Analysts believe that there is no pressure from President Trump for India to send troops to Afghanistan as the US 'Strategy in Afghanistan and South Asia', announced in August 2017, clearly states that “We want India to help us more with Afghanistan specially in area of economic assistance.”

“I doubt that President Trump will bring any assurances to Prime Minister Modi regarding Afghanistan. The US-Taliban deal that has been provisionally announced is merely the first phase in what will, at best, prove to be a long process of negotiation between the Taliban and various Afghan elites. India has its own equities but rather little leverage over the peace process itself," Joshua T. White explained.
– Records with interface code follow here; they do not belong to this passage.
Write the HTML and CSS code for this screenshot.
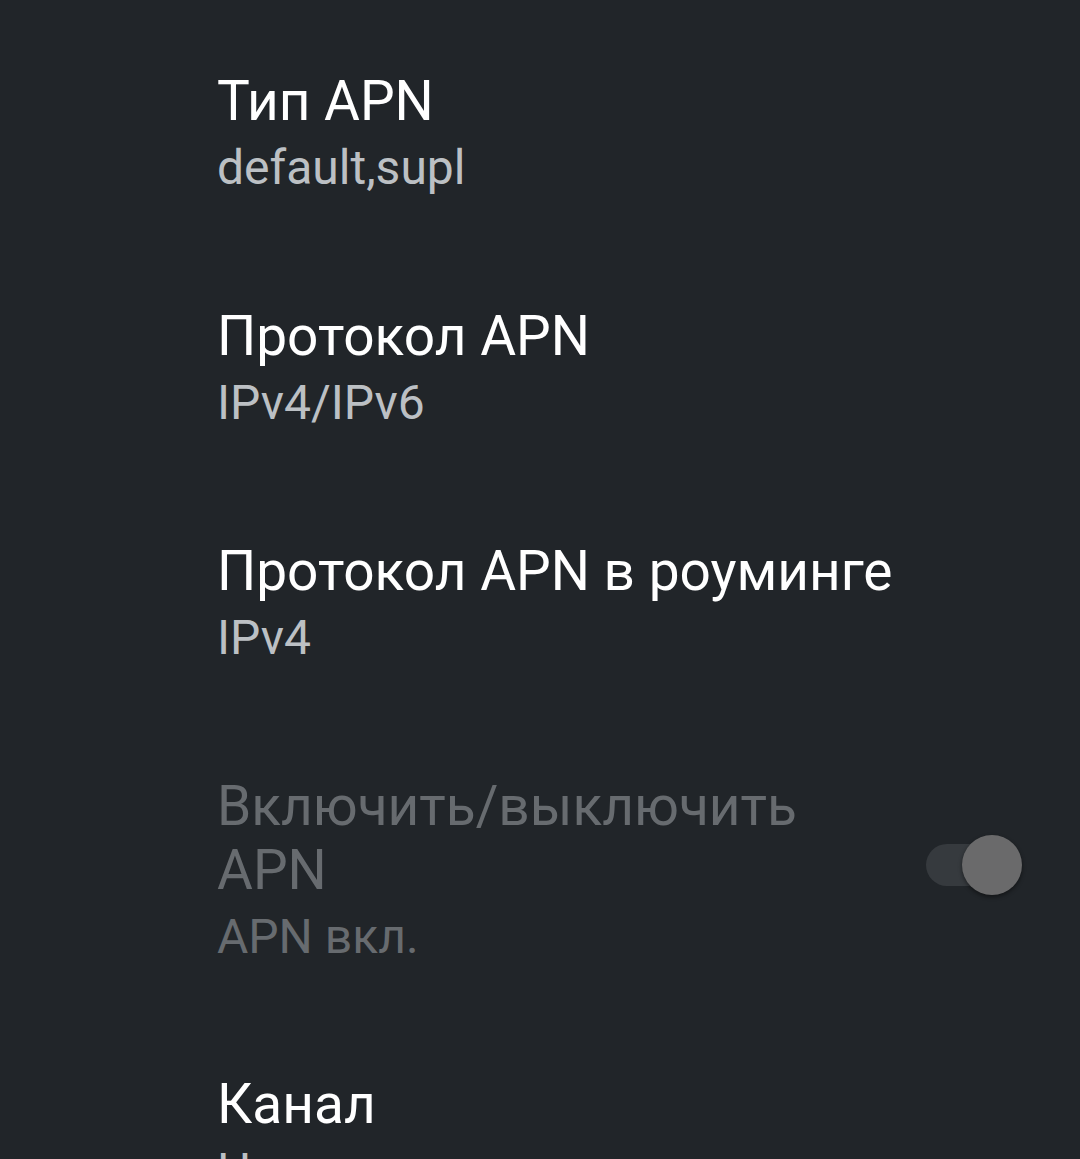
FILE: index.html
```html
<!DOCTYPE html>
<html lang="ru">
<head>
  <meta charset="UTF-8" />
  <meta name="viewport" content="width=device-width, initial-scale=1.0"/>
  <title>Изменить точку доступа</title>
  <link rel="stylesheet" href="styles.css">
</head>
<body>
  <div class="pref-list">
    <div class="pref">
      <div class="pref-text">
        <div class="pref-title">Тип APN</div>
        <div class="pref-summary">default,supl</div>
      </div>
    </div>

    <div class="pref">
      <div class="pref-text">
        <div class="pref-title">Протокол APN</div>
        <div class="pref-summary">IPv4/IPv6</div>
      </div>
    </div>

    <div class="pref">
      <div class="pref-text">
        <div class="pref-title">Протокол APN в роуминге</div>
        <div class="pref-summary">IPv4</div>
      </div>
    </div>

    <div class="pref disabled">
      <div class="pref-text narrow">
        <div class="pref-title">Включить/выключить APN</div>
        <div class="pref-summary">APN вкл.</div>
      </div>
      <div class="switch">
        <span class="switch-track"></span>
        <span class="switch-thumb"></span>
      </div>
    </div>

    <div class="pref">
      <div class="pref-text">
        <div class="pref-title">Канал</div>
        <div class="pref-summary">Не указано</div>
      </div>
    </div>
  </div>
</body>
</html>
```

FILE: styles.css
```css
html, body {
  margin: 0;
  height: 1159px;
  overflow: hidden;
}

body {
  background-color: #212529;
  font-family: Roboto, "Noto Sans", Arial, sans-serif;
  color: #fff;
}

.pref-list {
  padding-top: 15px;
}

.pref {
  display: flex;
  align-items: center;
  padding: 54px 58px 54px 217px;
}

.pref-text {
  flex: 1;
  min-width: 0;
}

.pref-text.narrow {
  max-width: 640px;
}

.pref-title {
  font-size: 55px;
  line-height: 64px;
  color: #ffffff;
}

.pref-summary {
  margin-top: 7px;
  font-size: 48px;
  line-height: 56px;
  color: #bcc0c4;
}

.disabled {
  padding-bottom: 53px;
}

.disabled .pref-title,
.disabled .pref-summary {
  color: #676b6f;
}

.switch {
  position: relative;
  width: 96px;
  height: 60px;
  margin-top: -9px;
  margin-left: auto;
}

.switch-track {
  position: absolute;
  left: 0;
  top: 9px;
  width: 84px;
  height: 42px;
  border-radius: 21px;
  background-color: #363a3e;
}

.switch-thumb {
  position: absolute;
  right: 0;
  top: 0;
  width: 60px;
  height: 60px;
  border-radius: 50%;
  background-color: #6a6a6b;
  box-shadow: 0 2px 4px rgba(0, 0, 0, 0.45);
}
```
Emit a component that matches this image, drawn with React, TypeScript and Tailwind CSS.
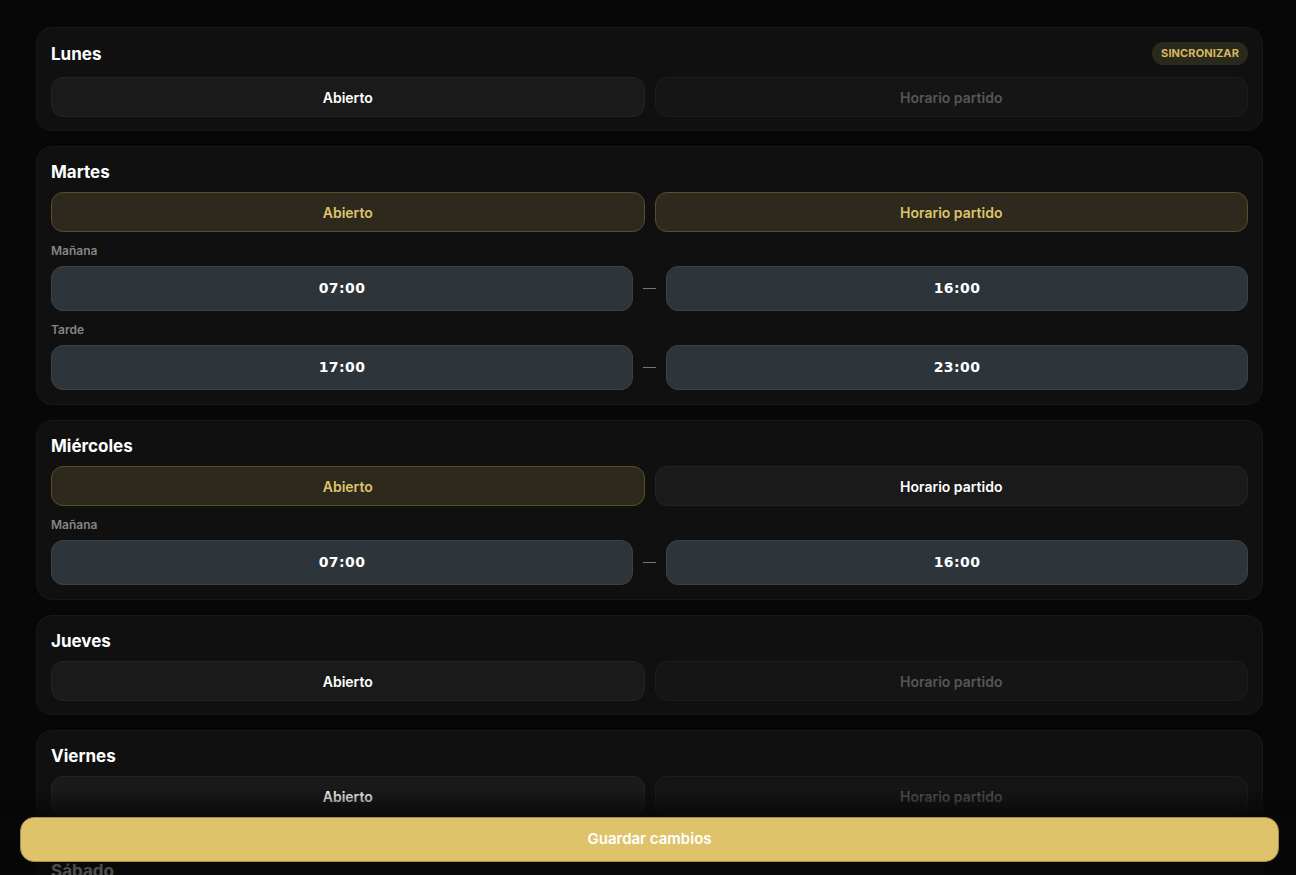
import { useState } from "react";

type Range = { from: string; to: string };

interface Day {
  name: string;
  open: boolean;
  split: boolean;
  ranges: Range[];
}

const initialDays: Day[] = [
  { name: "Lunes", open: false, split: false, ranges: [] },
  {
    name: "Martes",
    open: true,
    split: true,
    ranges: [
      { from: "07:00", to: "16:00" },
      { from: "17:00", to: "23:00" },
    ],
  },
  {
    name: "Miércoles",
    open: true,
    split: false,
    ranges: [{ from: "07:00", to: "16:00" }],
  },
  { name: "Jueves", open: false, split: false, ranges: [] },
  { name: "Viernes", open: false, split: false, ranges: [] },
  { name: "Sábado", open: false, split: false, ranges: [] },
  { name: "Domingo", open: false, split: false, ranges: [] },
];

const ToggleButton = ({
  label,
  active,
  disabled,
  onClick,
}: {
  label: string;
  active: boolean;
  disabled?: boolean;
  onClick: () => void;
}) => {
  const tone = active
    ? "bg-[#2d291d] border-[#5a4d2a] text-[#dfc36b]"
    : disabled
      ? "bg-[#151515] border-[#1d1d1d] text-[#565656]"
      : "bg-[#1a1a1a] border-[#242424] text-white";

  return (
    <button
      onClick={onClick}
      disabled={disabled}
      className={`flex-1 h-[40px] rounded-[12px] border text-[14px] font-semibold ${tone}`}
    >
      {label}
    </button>
  );
};

const TimeBox = ({ value }: { value: string }) => (
  <div className="flex-1 h-[45px] rounded-[12px] bg-[#2d343a] border border-[#3a4248] flex items-center justify-center text-white text-[14px] font-bold tracking-[0.03em] font-['DejaVu_Sans',sans-serif]">
    {value}
  </div>
);

const DayCard = ({
  day,
  showSync,
  onToggleOpen,
  onToggleSplit,
}: {
  day: Day;
  showSync?: boolean;
  onToggleOpen: () => void;
  onToggleSplit: () => void;
}) => {
  const labels = ["Mañana", "Tarde"];

  return (
    <div
      className={`rounded-[16px] bg-[#101010] border border-[#181818] px-[14px] pt-[14px] ${day.open ? "pb-[14px]" : "pb-[13px]"}`}
    >
      <div
        className={`flex items-center justify-between ${showSync ? "h-[23px] mb-[12px]" : "h-[22px] mb-[9px]"}`}
      >
        <h2 className="text-white text-[17px] font-bold leading-[22px]">
          {day.name}
        </h2>
        {showSync && (
          <span className="h-[23px] px-[9px] rounded-full bg-[#2b281c] text-[#d4b85f] text-[11px] font-bold tracking-[0.01em] flex items-center">
            SINCRONIZAR
          </span>
        )}
      </div>

      <div className="flex gap-[10px]">
        <ToggleButton label="Abierto" active={day.open} onClick={onToggleOpen} />
        <ToggleButton
          label="Horario partido"
          active={day.split}
          disabled={!day.open}
          onClick={onToggleSplit}
        />
      </div>

      {day.open &&
        day.ranges.map((r, i) => (
          <div key={i} className="mt-[11px]">
            <div className="text-[#858585] text-[12px] font-semibold leading-4">
              {labels[i]}
            </div>
            <div className="mt-[7px] flex items-center gap-[10px]">
              <TimeBox value={r.from} />
              <div className="w-[13px] h-[1.5px] bg-[#777]" />
              <TimeBox value={r.to} />
            </div>
          </div>
        ))}
    </div>
  );
};

export default function App() {
  const [days, setDays] = useState<Day[]>(initialDays);

  const update = (idx: number, fn: (d: Day) => Day) =>
    setDays((prev) => prev.map((d, i) => (i === idx ? fn(d) : d)));

  return (
    <div className="min-h-screen bg-[#070707] font-['Inter',sans-serif]">
      <div className="pl-[36px] pr-[33px] pt-[27px] pb-[100px] flex flex-col gap-[15px]">
        {days.map((day, idx) => (
          <DayCard
            key={day.name}
            day={day}
            showSync={idx === 0}
            onToggleOpen={() =>
              update(idx, (d) => ({
                ...d,
                open: !d.open,
                ranges: d.ranges.length ? d.ranges : [{ from: "07:00", to: "16:00" }],
              }))
            }
            onToggleSplit={() =>
              update(idx, (d) => ({
                ...d,
                split: !d.split,
                ranges: !d.split
                  ? [d.ranges[0] ?? { from: "07:00", to: "16:00" }, { from: "17:00", to: "23:00" }]
                  : d.ranges.slice(0, 1),
              }))
            }
          />
        ))}
      </div>

      {/* save bar, fading the list out behind it */}
      <div className="fixed bottom-0 left-0 right-0 pl-[20px] pr-[17px] pt-[28px] pb-[13px] bg-[linear-gradient(to_bottom,rgba(7,7,7,0)_0%,rgba(7,7,7,0.85)_33%,rgba(7,7,7,0.7)_100%)]">
        <button className="w-full h-[45px] rounded-[14px] bg-[#dfc36b] border border-[#a88e45] text-white text-[15px] font-semibold">
          Guardar cambios
        </button>
      </div>
    </div>
  );
}
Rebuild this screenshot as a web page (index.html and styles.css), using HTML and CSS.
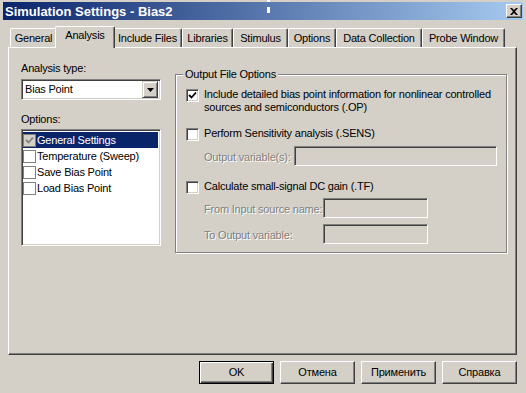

Harsh V. Pant believes that Afghanistan will be a challenge in the short-to-medium term as the US wants to get out and have a deal with the Taliban before the presidential elections. India is much more pessimistic about the Taliban and its future intentions. "Trump's visit will allow India to tell its side of the story directly to Trump," Pant added.

Military observers believe that India doesn’t have the logistical and technological means to support a counter-insurgency mission in a third country like Afghanistan.

"In terms of military deployments whatever troops we send have to organise themselves to operate from secure bases, which consume a lot of manpower and resources and then we have to have adequate combat power available to be able to conduct operations to achieve desired aim. For this purpose, a brigade group or a division, to my mind, is really not a viable strength. And if you need larger formations, operational logistics would be a huge challenge and these challenges cannot be wished away," explains retired Lt. Gen Anil Ahuja. 

Ahuja is a former deputy chief of integrated defence staff (policy planning and force development) and presently associated with a Delhi-based strategic think tank, Delhi Policy Group. Ahuja also emphasised the Indian Army is yet to forget its losses in its intervention in Sri Lanka.